Besides that, nobody is suggesting that WordPress be restricted from producing RDF or any other of the feed types. It is good design to consolidate the method of producing feeds to reduce the overall code size, but that implies better, more flexible architecture. A new architecture would allow the production of additional even more robust feeds that the current architecture doesn’t support; something that we could do via plugin that we would have a hard time doing now. And certainly, just as with the geographic coordinate funtionality that was removed from WordPress 1.2 for 1.5, a plugin would be available upon release to reinstitute those feeds for those who wanted to keep them.

I’ve heard people say essentially, “It ain’t broke, don’t fix it.” Maybe not, but if we don’t fix it when we update other parts of WordPress, then it surely will break. Let’s fix it right and plan ahead to make it better instead of patching it all up piecemeal.

And as far as bogus theats of the Semantic Web people skipping out on WordPress for omitting a feed format are concerned, I can’t believe that anyone could find as flexible a product for producing the needed feeds as WordPress, even if WordPress had never produced RDF. (Hey, isn’t Semantic Web a pipe dream anyway?)

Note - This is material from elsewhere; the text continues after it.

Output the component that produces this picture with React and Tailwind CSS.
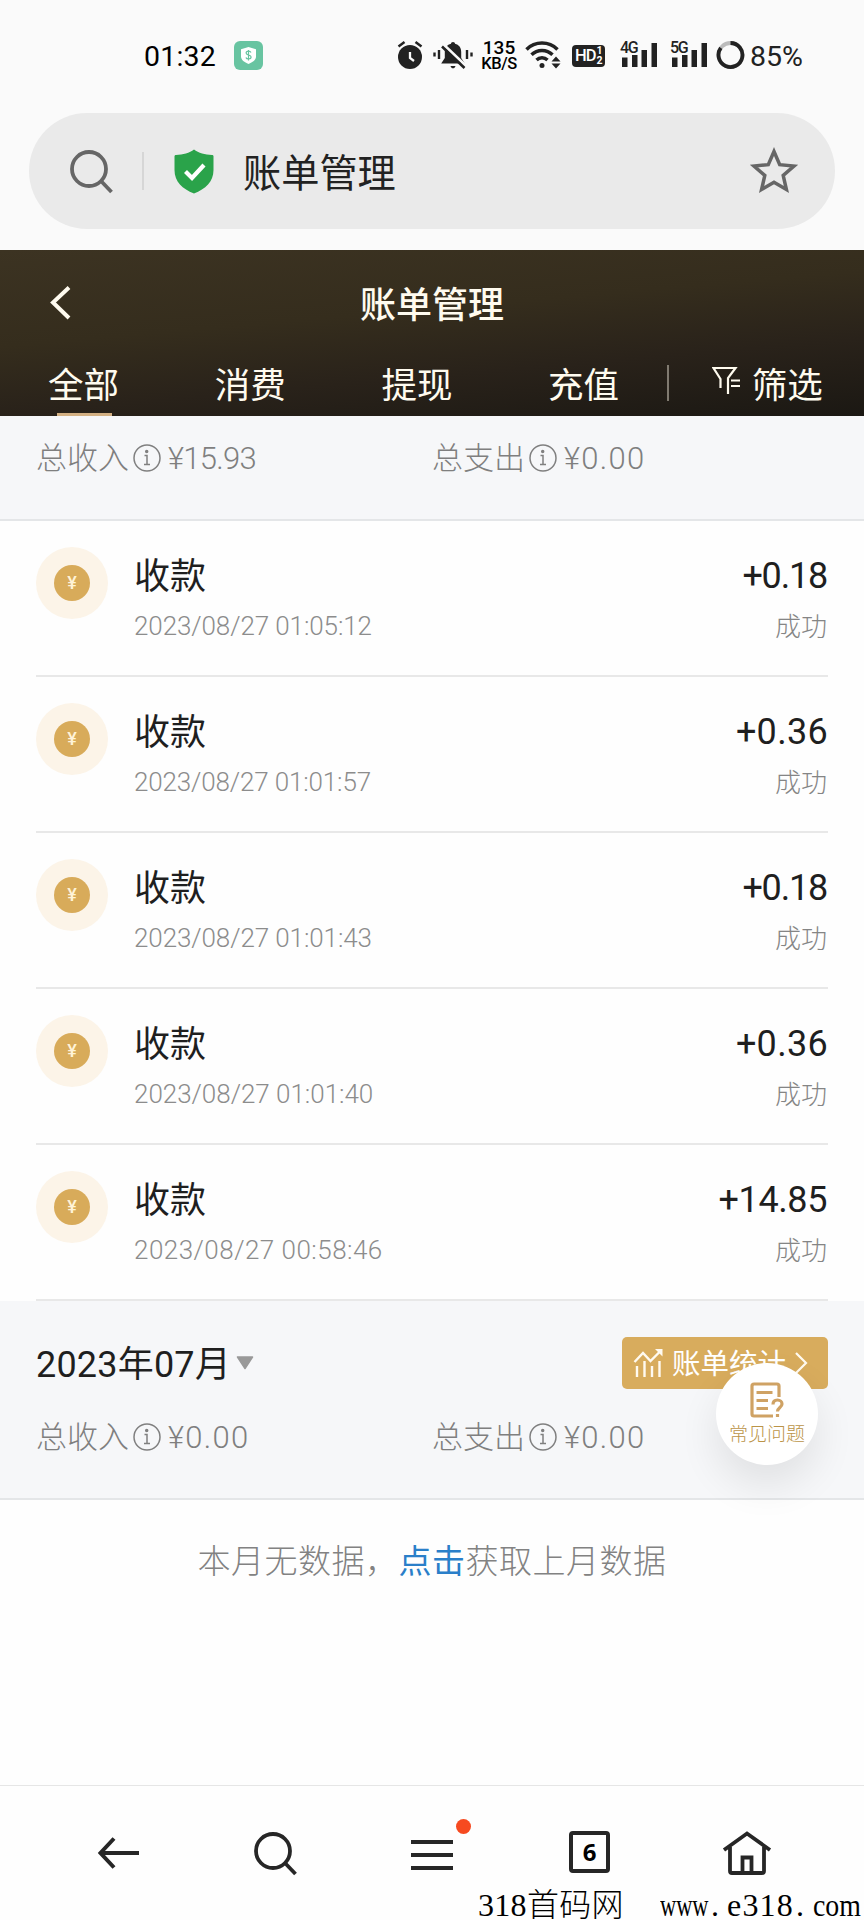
import React from "react";

const records = [
  {
    id: 1,
    time: "2023/08/27 01:05:12",
    timeClass: "tracking-[-0.1px]",
    amount: "+0.18",
    amountClass: "tracking-[-1.2px]",
  },
  {
    id: 2,
    time: "2023/08/27 01:01:57",
    timeClass: "tracking-[-0.15px]",
    amount: "+0.36",
    amountClass: "tracking-[0.3px] -mr-[1px]",
  },
  {
    id: 3,
    time: "2023/08/27 01:01:43",
    timeClass: "tracking-[-0.1px]",
    amount: "+0.18",
    amountClass: "tracking-[-1.2px]",
  },
  {
    id: 4,
    time: "2023/08/27 01:01:40",
    timeClass: "tracking-[-0.03px]",
    amount: "+0.36",
    amountClass: "tracking-[0.3px] -mr-[1px]",
  },
  {
    id: 5,
    time: "2023/08/27 00:58:46",
    timeClass: "tracking-[0.47px]",
    amount: "+14.85",
    amountClass: "tracking-[-0.4px]",
  },
];

const tabs = ["全部", "消费", "提现", "充值"];

const App = () => {
  return (
    <div className="flex h-[1920px] w-[864px] flex-col overflow-hidden bg-[#fefefe] font-['Roboto','Noto_Sans_CJK_SC',sans-serif] text-[#1f1f1f]">
      <StatusBar />
      <AddressBar />
      <Header />

      <main className="flex-1">
        <div className="h-[105px] border-b-2 border-[#e4e6e8] bg-[#f6f7f9] px-9 pt-[21px]">
          <Summary
            income="¥15.93"
            incomeClass="tracking-[-0.7px]"
            expense="¥0.00"
          />
        </div>

        <ul className="px-9">
          {records.map((record) => (
            <Record key={record.id} {...record} />
          ))}
        </ul>

        <div className="relative h-[199px] border-b-2 border-[#e4e6e8] bg-[#f6f7f9] px-9 pt-[36px]">
          <div className="flex h-[52px] items-center justify-between">
            <div className="flex items-center">
              <span className="mt-[4px] text-[36px] leading-[52px] tracking-[0.2px] text-[#1f1f1f]">
                2023年07月
              </span>
              <svg className="ml-[5px] h-[14px] w-[18px]" viewBox="0 0 18 14">
                <path
                  d="M1.5 1h15L9 12.5z"
                  fill="#999"
                  stroke="#999"
                  strokeWidth="1.5"
                  strokeLinejoin="round"
                />
              </svg>
            </div>
            <button className="flex h-[52px] w-[206px] items-center rounded-[5px] bg-[#d8ac5d] pl-[11px] text-white">
              <ChartIcon />
              <span className="mt-[4px] ml-[8px] text-[28.5px] leading-[52px]">
                账单统计
              </span>
              <svg
                className="ml-2 h-6 w-[14px]"
                viewBox="0 0 14 24"
                fill="none"
                stroke="#fffaf0"
                strokeWidth="2.2"
              >
                <path d="M2 2l10 10L2 22" />
              </svg>
            </button>
          </div>
          <div className="mt-[27px]">
            <Summary
              income="¥0.00"
              incomeClass="tracking-[1.3px]"
              expense="¥0.00"
            />
          </div>

          {/* floating help entry */}
          <button className="absolute top-[62px] right-[46px] flex size-[102px] flex-col items-center rounded-full bg-white pt-[19px] shadow-[0_20px_40px_rgba(0,0,0,0.09)]">
            <HelpIcon />
            <span className="mt-[5px] text-[19px] leading-[24px] font-light text-[#bb9448]">
              常见问题
            </span>
          </button>
        </div>

        <p className="pt-[37px] text-center text-[33px] leading-[50px] font-light tracking-[0.5px] text-[#828282]">
          本月无数据，
          <a className="font-normal text-[#2a7fc9]">点击</a>
          获取上月数据
        </p>
      </main>

      <BottomBar />
    </div>
  );
};

const StatusBar = () => (
  <div className="flex h-[113px] shrink-0 items-start bg-[#fafafa] pt-[40px] text-[#222]">
    <span className="ml-[144px] w-[90px] text-[28.5px] leading-[34px] tracking-[0.2px] text-black">
      01:32
    </span>
    <svg className="mt-px h-[29px] w-[29px]" viewBox="0 0 29 29">
      <rect width="29" height="29" rx="6" fill="#68c4a1" />
      <path
        d="M14.5 6l7.5 2.3v7.2c0 3.4-3.5 5.8-7.5 7.5-4-1.7-7.5-4.1-7.5-7.5V8.3z"
        fill="#fff"
      />
      <path
        d="M17 11.5c-.5-1-1.4-1.3-2.5-1.3-1.4 0-2.4.7-2.4 1.9 0 2.8 5 1.3 5 4 0 1.2-1.1 1.9-2.6 1.9-1.2 0-2.2-.5-2.6-1.5M14.5 9v10.5"
        fill="none"
        stroke="#68c4a1"
        strokeWidth="1.2"
      />
    </svg>

    <svg className="ml-[134px] h-[30px] w-[26px]" viewBox="0 0 26 30">
      <circle cx="13" cy="17" r="12" fill="#222" />
      <path
        d="M1.5 6.5l6-4.5M24.5 6.5l-6-4.5"
        stroke="#222"
        strokeWidth="2.5"
      />
      <path d="M13 12v6l4 3" fill="none" stroke="#fafafa" strokeWidth="2.3" />
    </svg>

    <svg className="ml-[10px] h-[30px] w-[40px]" viewBox="0 0 40 30">
      <path
        d="M20 2c1.2 0 2 .8 2 1.8 4 .9 6.2 4 6.2 8.2v6l3.6 5.5H8.2l3.6-5.5v-6c0-4.2 2.2-7.3 6.2-8.2C18 2.8 18.8 2 20 2z"
        fill="#222"
      />
      <path
        d="M17.5 26h5c-.5 1.6-1.3 2.3-2.5 2.3s-2-.7-2.5-2.3z"
        fill="#222"
      />
      <path d="M10.5 4.5l22 21" stroke="#fafafa" strokeWidth="3" />
      <path d="M9 6.5l22.5 21.5" stroke="#222" strokeWidth="2.6" />
      <path
        d="M1.5 12.5v4M6 10v9M34 10v9M38.5 12.5v4"
        stroke="#222"
        strokeWidth="2.4"
      />
    </svg>

    <div className="ml-[7px] flex w-[38px] flex-col items-center text-black">
      <span className="text-[19px] leading-[15px] font-medium">135</span>
      <span className="mt-[1px] text-[16.5px] leading-[15px] font-medium tracking-[-0.5px]">
        KB/S
      </span>
    </div>

    <svg
      className="ml-[7px] h-[30px] w-[37px]"
      viewBox="0 0 37 30"
      fill="none"
      stroke="#222"
      strokeWidth="3.5"
    >
      <path d="M1.5 9.5a22 22 0 0 1 31 0M6.5 14.8a15 15 0 0 1 21 0M11.5 20a8 8 0 0 1 11 0" />
      <circle cx="17" cy="25.5" r="2.5" fill="#222" stroke="none" />
      <path
        d="M26.5 21.5l4.5-5 4.5 5zM26.5 23.5l4.5 5 4.5-5z"
        fill="#222"
        stroke="none"
      />
    </svg>

    <div className="mt-[5px] ml-[10px] flex h-[22px] w-[33px] items-center rounded-[4px] bg-[#222] pl-[3px] text-white">
      <span className="text-[16.5px] leading-[22px] font-medium tracking-[-1px]">
        HD
      </span>
      <span className="ml-px flex flex-col text-[10.5px] leading-[10px] font-bold">
        <span>1</span>
        <span>2</span>
      </span>
    </div>

    <Signal label="4G" className="ml-[14px]" />
    <Signal label="5G" className="ml-[11px]" />

    <svg
      className="ml-[8px] h-[30px] w-[29px]"
      viewBox="0 0 29 30"
      fill="none"
      strokeWidth="3.8"
    >
      <circle cx="14.5" cy="15" r="12" stroke="#bbb" />
      <path d="M14.5 3a12 12 0 1 1-9.7 4.9" stroke="#222" />
    </svg>
    <span className="ml-[5px] text-[28.5px] leading-[34px]">85%</span>
  </div>
);

const Signal = ({ label, className }) => (
  <div className={`relative h-[30px] w-[39px] ${className}`}>
    <svg className="h-[30px] w-[39px]" viewBox="0 0 39 30" fill="#222">
      <path d="M3 17.5h5.5V27H3zM13 15h5.5v12H13zM22.5 10H28v17h-5.5zM32.5 3H38v24h-5.5z" />
    </svg>
    <span className="absolute top-[1px] left-[1px] bg-[#fafafa] text-[16px] leading-[13px] font-medium tracking-[-1.3px]">
      {label}
    </span>
  </div>
);

const AddressBar = () => (
  <div className="h-[137px] shrink-0 bg-[#fafafa] px-[29px]">
    <div className="flex h-[116px] items-center rounded-full bg-[#eaeaea]">
      <SearchIcon className="ml-[40px] size-[45px] text-[#666]" />
      <span className="ml-[28px] h-[38px] w-[2px] bg-[#d6d6d6]" />
      <svg className="ml-[30px] h-[45px] w-[40px]" viewBox="0 0 40 45">
        <path
          d="M20 .5c4.5 3.5 11 5 18 5.5 1 0 1.5.5 1.5 1.5V21c0 12-8 19-19.5 23.5C8.5 40 .5 33 .5 21V7.5C.5 6.5 1 6 2 6 9 5.5 15.5 4 20 .5z"
          fill="#2aa34a"
        />
        <path
          d="M11.5 22.5l6.5 6.5 12-13"
          fill="none"
          stroke="#fff"
          strokeWidth="4.2"
        />
      </svg>
      <span className="mt-[5px] ml-[29px] text-[38.2px] leading-[56px] text-[#222]">
        账单管理
      </span>
      <svg
        className="mr-[36px] ml-auto size-[50px]"
        viewBox="0 0 50 50"
        fill="none"
        stroke="#666"
        strokeWidth="3.5"
      >
        <path d="M25 5.5l5.7 13.2 14.3 1.3-10.8 9.5 3.2 14L25 36.2 12.6 43.5l3.2-14L5 20l14.3-1.3z" />
      </svg>
    </div>
  </div>
);

const Header = () => (
  <header className="h-[166px] shrink-0 bg-[linear-gradient(175deg,#3c3322_0%,#352d1d_40%,#29221a_68%,#1b1813_100%)] text-[#fffbef]">
    <div className="flex h-[106px] items-center">
      <svg
        className="ml-[48px] h-[36px] w-[24px]"
        viewBox="0 0 24 36"
        fill="none"
        stroke="#fffbef"
        strokeWidth="4"
      >
        <path d="M21 2.5L5 17.5 21 33" />
      </svg>
      <h1 className="mt-[5px] mr-[72px] flex-1 text-center text-[36px] leading-[52px] font-medium">
        账单管理
      </h1>
    </div>
    <div className="flex h-[60px] items-start">
      <nav className="flex pl-[48px]">
        {tabs.map((tab, i) => (
          <div
            key={tab}
            className="flex h-[60px] w-[166.7px] flex-col items-start pt-[4px] text-[35.5px] leading-[52px]"
          >
            {tab}
            {i === 0 && (
              <i className="mt-[1px] ml-[9px] h-[3px] w-[55px] bg-[#d3b083]" />
            )}
          </div>
        ))}
      </nav>
      <span className="mt-[9px] -ml-[48px] h-[36px] w-[2px] bg-[#807a70]" />
      <svg
        className="mt-[10px] ml-[43px] h-[30px] w-[29px]"
        viewBox="0 0 29 30"
        fill="none"
        stroke="#fffbef"
        strokeWidth="2.2"
      >
        <path d="M8.5 22v-9L1.5 2h22L16 12v16M19 14.5h9M19 20h9" />
      </svg>
      <span className="mt-[4px] ml-[11px] text-[35.5px] leading-[52px]">
        筛选
      </span>
    </div>
  </header>
);

const Summary = ({ income, incomeClass, expense }) => (
  <div className="flex h-[44px] items-center text-[31px] leading-[44px] font-light text-[#7f7f7f]">
    <div className="flex w-[396px] items-center">
      总收入
      <InfoIcon />
      <span className={incomeClass}>{income}</span>
    </div>
    <div className="flex items-center">
      总支出
      <InfoIcon />
      <span className="tracking-[1.3px]">{expense}</span>
    </div>
  </div>
);

const InfoIcon = () => (
  <svg
    className="mr-[7px] mb-[2px] ml-[4px] size-[28px]"
    viewBox="0 0 28 28"
    fill="none"
    stroke="#808080"
    strokeWidth="1.5"
  >
    <circle cx="14" cy="14" r="13" />
    <path d="M11.5 11.5H14V20.5M11 20.5h6" />
    <circle cx="13.7" cy="7.5" r="1" fill="#888" />
  </svg>
);

const Record = ({ time, timeClass, amount, amountClass }) => (
  <li className="flex h-[156px] border-b-2 border-[#e8e8e8]">
    <div className="mt-[26px] flex size-[72px] items-center justify-center rounded-full bg-[#fcf4e8]">
      <span className="flex size-[36px] items-center justify-center rounded-full bg-[#d8ab5a] text-[18px] leading-none font-medium text-[#fff3d8]">
        ¥
      </span>
    </div>
    <div className="ml-[26px] flex-1 pt-[30px]">
      <div className="text-[36px] leading-[52px]">收款</div>
      <div
        className={`mt-[5px] text-[26px] leading-[36px] font-light text-[#8c8c8c] ${timeClass}`}
      >
        {time}
      </div>
    </div>
    <div className="flex flex-col items-end pt-[29px] pr-[1px]">
      <div className={`text-[36px] leading-[52px] ${amountClass}`}>
        {amount}
      </div>
      <div className="mt-[7px] text-[26px] leading-[36px] font-light text-[#858585]">
        成功
      </div>
    </div>
  </li>
);

const ChartIcon = () => (
  <svg
    className="h-[30px] w-[31px]"
    viewBox="0 0 31 30"
    fill="none"
    stroke="#fffaf0"
    strokeWidth="2.4"
  >
    <path d="M1.5 14L10 5l7.5 8L28 2.5" />
    <path d="M22 1h7.5v7.5z" fill="#fffaf0" stroke="none" />
    <path d="M4 18v11M11.5 13v16M19 18v11M26.5 13v16" />
  </svg>
);

const HelpIcon = () => (
  <svg
    className="h-[36px] w-[34px] shrink-0"
    viewBox="0 0 34 36"
    fill="none"
    stroke="#cfa264"
    strokeWidth="3.2"
  >
    <path d="M29 15V4a2 2 0 0 0-2-2H4a2 2 0 0 0-2 2v28a2 2 0 0 0 2 2h19" />
    <path d="M6.5 10.5h16M6.5 18.5h11.5M6.5 26.5h11.5" />
    <path d="M23 22.5c0-3 2-4.5 4.5-4.5s4.5 1.7 4.5 4c0 3.5-4.5 3.5-4.5 7.5M27.5 32v3" />
  </svg>
);

const SearchIcon = ({ className }) => (
  <svg
    className={className}
    viewBox="0 0 45 45"
    fill="none"
    stroke="currentColor"
    strokeWidth="3.8"
  >
    <circle cx="20" cy="20" r="17" />
    <path d="M32 32l10.5 11" />
  </svg>
);

const BottomBar = () => (
  <footer className="relative flex h-[135px] shrink-0 items-start border-t border-[#e6e6e6] bg-[#fefefe] pt-[45px]">
    <svg
      className="ml-[96px] h-[44px] w-[44px]"
      viewBox="0 0 44 44"
      fill="none"
      stroke="#262626"
      strokeWidth="4"
    >
      <path d="M18 7.5L4.5 22 18 36.5M4.5 22H43" />
    </svg>
    <SearchIcon className="ml-[113px] size-[45px] text-[#262626]" />
    <div className="relative ml-[113px]">
      <svg
        className="h-[44px] w-[42px]"
        viewBox="0 0 42 44"
        stroke="#262626"
        strokeWidth="3.8"
      >
        <path d="M0 11h42M0 24h42M0 37h42" />
      </svg>
      <i className="absolute -top-[12px] left-[45px] size-[15px] rounded-full bg-[#f64a20]" />
    </div>
    <span className="ml-[116px] flex h-[42px] w-[41px] items-center justify-center rounded-[4px] border-[4px] border-[#262626] font-['Open_Sans'] text-[24px] leading-none font-bold text-black">
      6
    </span>
    <svg
      className="ml-[112px] h-[46px] w-[50px]"
      viewBox="0 0 50 46"
      fill="none"
      stroke="#262626"
      strokeWidth="3.8"
    >
      <path d="M2 19L25 2.5l23 16.5M8 16v24a2 2 0 0 0 2 2h30a2 2 0 0 0 2-2V16M20.5 42V26.5h9V42" />
    </svg>

    <div className="absolute right-0 bottom-0 flex h-[30px] w-[386px] items-center font-['Liberation_Serif','Noto_Sans_CJK_SC',serif] text-[32px] leading-[30px] whitespace-nowrap text-black">
      <span className="w-[182px] shrink-0 tracking-[0.3px] font-light">
        318首码网
      </span>
      <span className="w-[51px] shrink-0">
        <span className="inline-block origin-left scale-x-[0.7]">www</span>
      </span>
      <span className="w-[16px] shrink-0">.</span>
      <span className="w-[69px] shrink-0 tracking-[1.2px]">e318</span>
      <span className="w-[17px] shrink-0">.</span>
      <span className="w-[50px] shrink-0">
        <span className="inline-block origin-left scale-x-[0.87]">com</span>
      </span>
    </div>
  </footer>
);

export default App;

So where does that leave us? Lesser-used feeds should be retired from WordPress to benefit development of the feeds we keep and the coverage of code that needs testing. Having core code that all works is more important than making sure any pet formats are included.

In the end, we’ve only heard the word of one of the Automattic guys on the issue, and he’s not too enthusiastic about it. I’ve learned that in order to get anything major done in WordPress you need two things: Running code and commit dev support. We “anti-RDF” people have neither so far, but we’re still talking about a solution that works best for everyone. So let’s not all panic.

It sure would be helpful if people who care about these formats would step out and take care of them, though.